Cargo theft, as one industry researcher put it, has become a standard cost of doing business — and consumers ultimately foot the bill. The question for every shipper is which costs they’re willing to accept, and which ones a better choice of carrier can eliminate entirely.
Why Carrier Selection Is a Security Decision
Certifications like C-TPAT (Customs-Trade Partnership Against Terrorism) and PIP (Partners in Protection) exist for exactly this reason. They’re not rubber stamps — they represent independently verified security protocols across the supply chain, from driver screening and physical security standards to cargo handling procedures and access controls. Carriers that hold both designations, as Bison Transport does, are recognized by customs authorities on both sides of the border as lower-risk partners.
But certifications tell only part of the story. The most honest measure of a carrier’s cargo safety record is its claims ratio — the percentage of shipments that result in a damage or loss claim. Bison Transport’s claims ratio is 0.1%, the lowest in the North American trucking industry. That number encompasses all claims, including cargo theft. It means that of every 1,000 shipments Bison handles, 999 arrive without incident. That’s not a marketing claim. It’s a verifiable metric that reflects years of consistent operational discipline across hundreds of thousands of annual loads.

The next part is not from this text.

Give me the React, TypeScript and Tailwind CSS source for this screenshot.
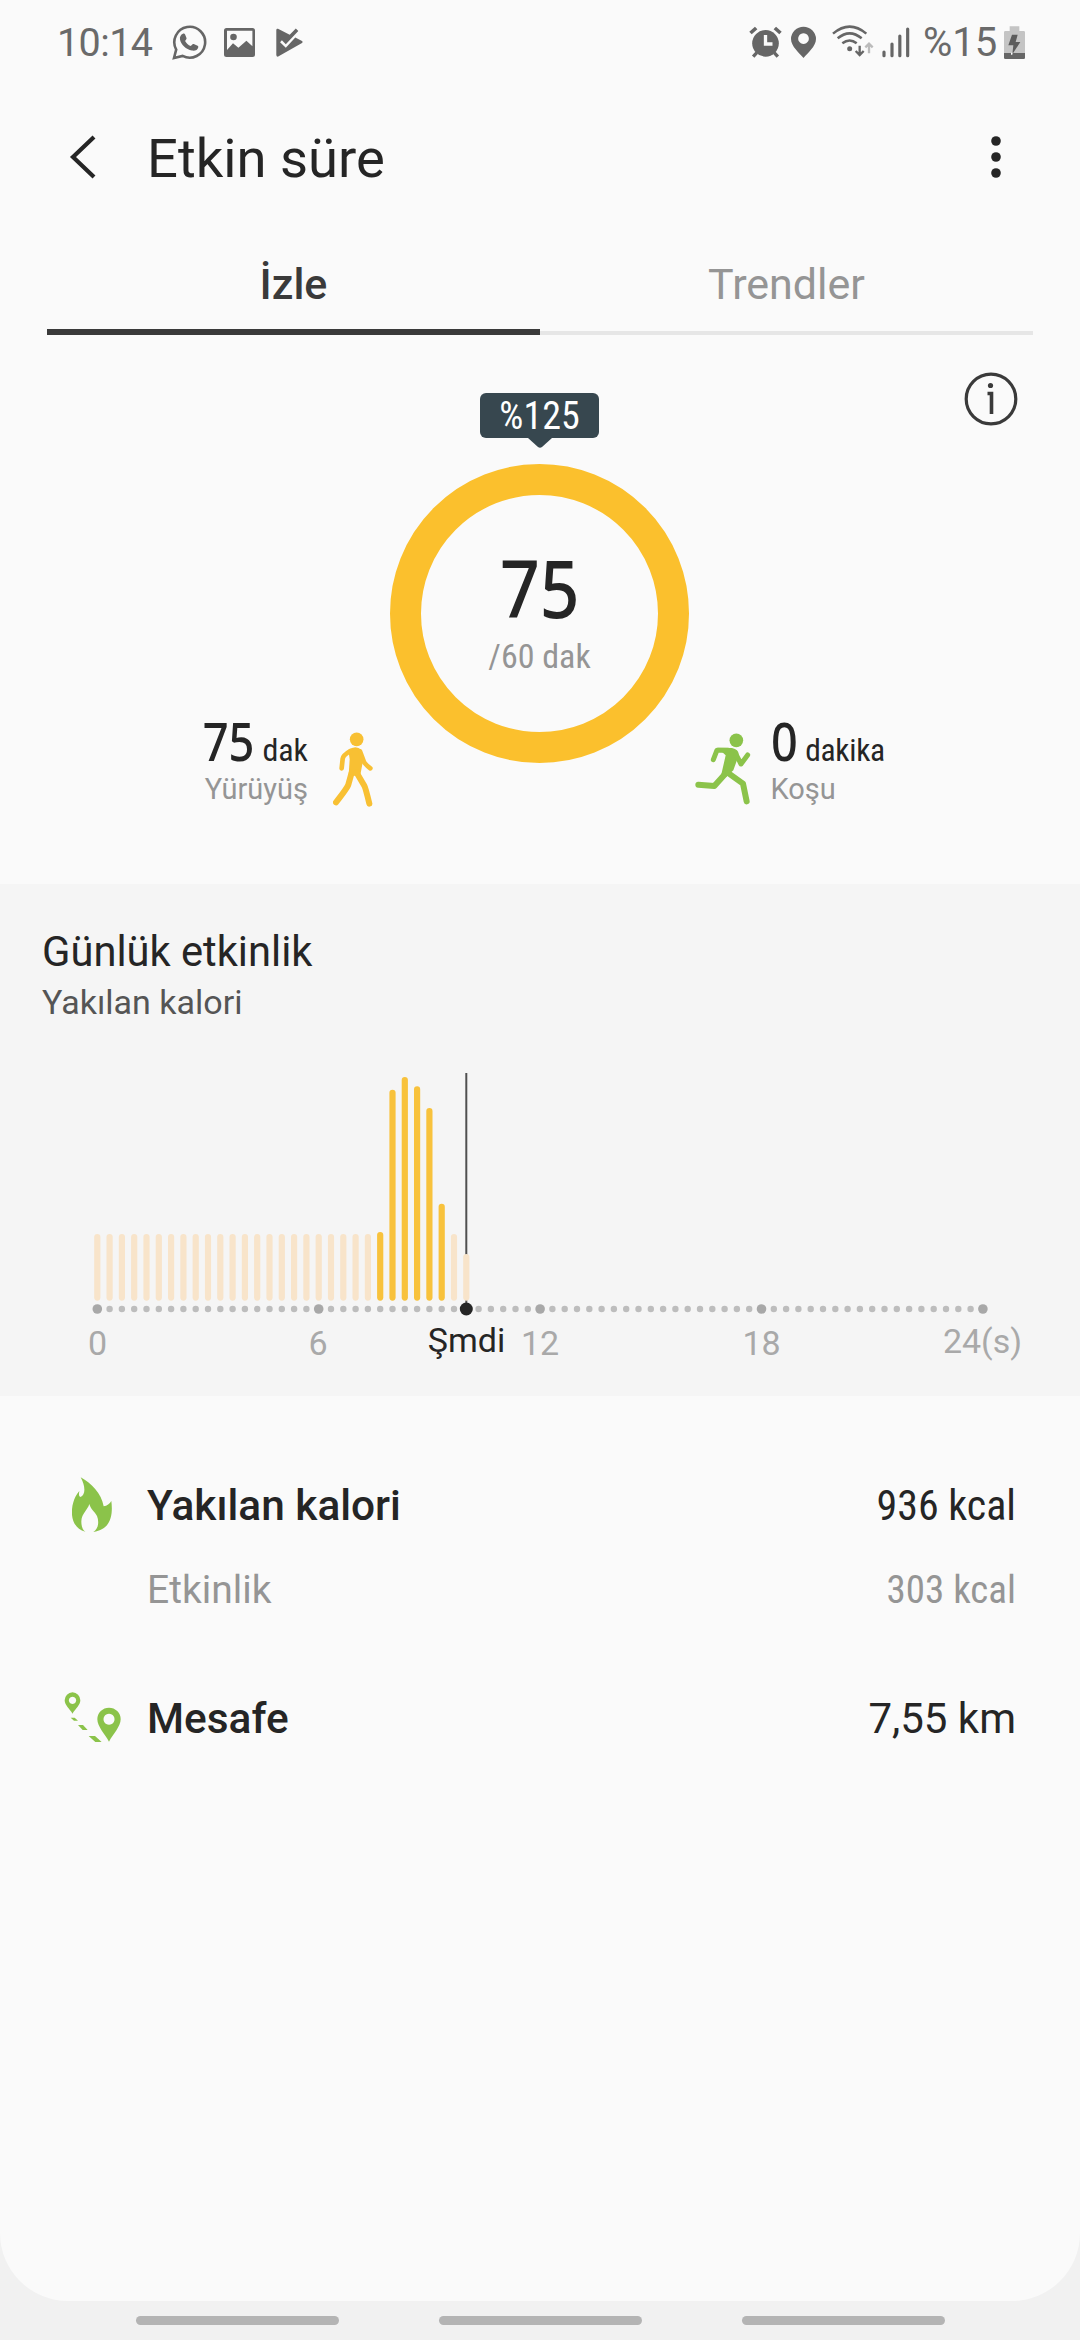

How Carriers Operationalize Security
Certifications and metrics tell you what a carrier has achieved. How they sustain it is a different question.
One telling indicator is whether a carrier has embedded security awareness into daily operations at the ground level — not just in the control room. Bison Transport’s Neighbourhood Watch program is an example of this. Through a confidential internal reporting system, employees and contractors flag suspicious activity involving company equipment, freight, or property: unfamiliar vehicles following trucks through secured yard gates, unauthorized unloading activity, breached seals, unsecured load and route information, or any behaviour inconsistent with standard operations. Reports can also cover willful equipment damage or suspected theft of company, customer, or employee property.
Every report is investigated, and the identity of the person reporting is kept confidential. Bison offers rewards of up to $5,000 where information leads to a conviction or a meaningful improvement in security practice — a signal that the program is meant to generate real outcomes, not just awareness.
The logic behind programs like this aligns with how security researchers describe the cargo theft problem: the most effective deterrent isn’t any single technology or protocol, it’s making any given load or facility a harder and higher-risk target than the next one down the road.
The Bottom Line
Cargo theft is no longer a background risk that carriers and shippers can afford to manage reactively. It’s a fast-moving, high-value criminal enterprise that is becoming more organized and more profitable every year. The shippers best positioned to weather it aren’t necessarily the ones with the lowest rates — they’re the ones whose carriers have built the systems, culture, and track record to make their freight a hard target.
A 0.1% claims ratio. CTPAT and PIP certified. An industry-leading internal security culture. Bison Transport has spent decades building the kind of operation that cargo thieves find unattractive. That’s not an accident.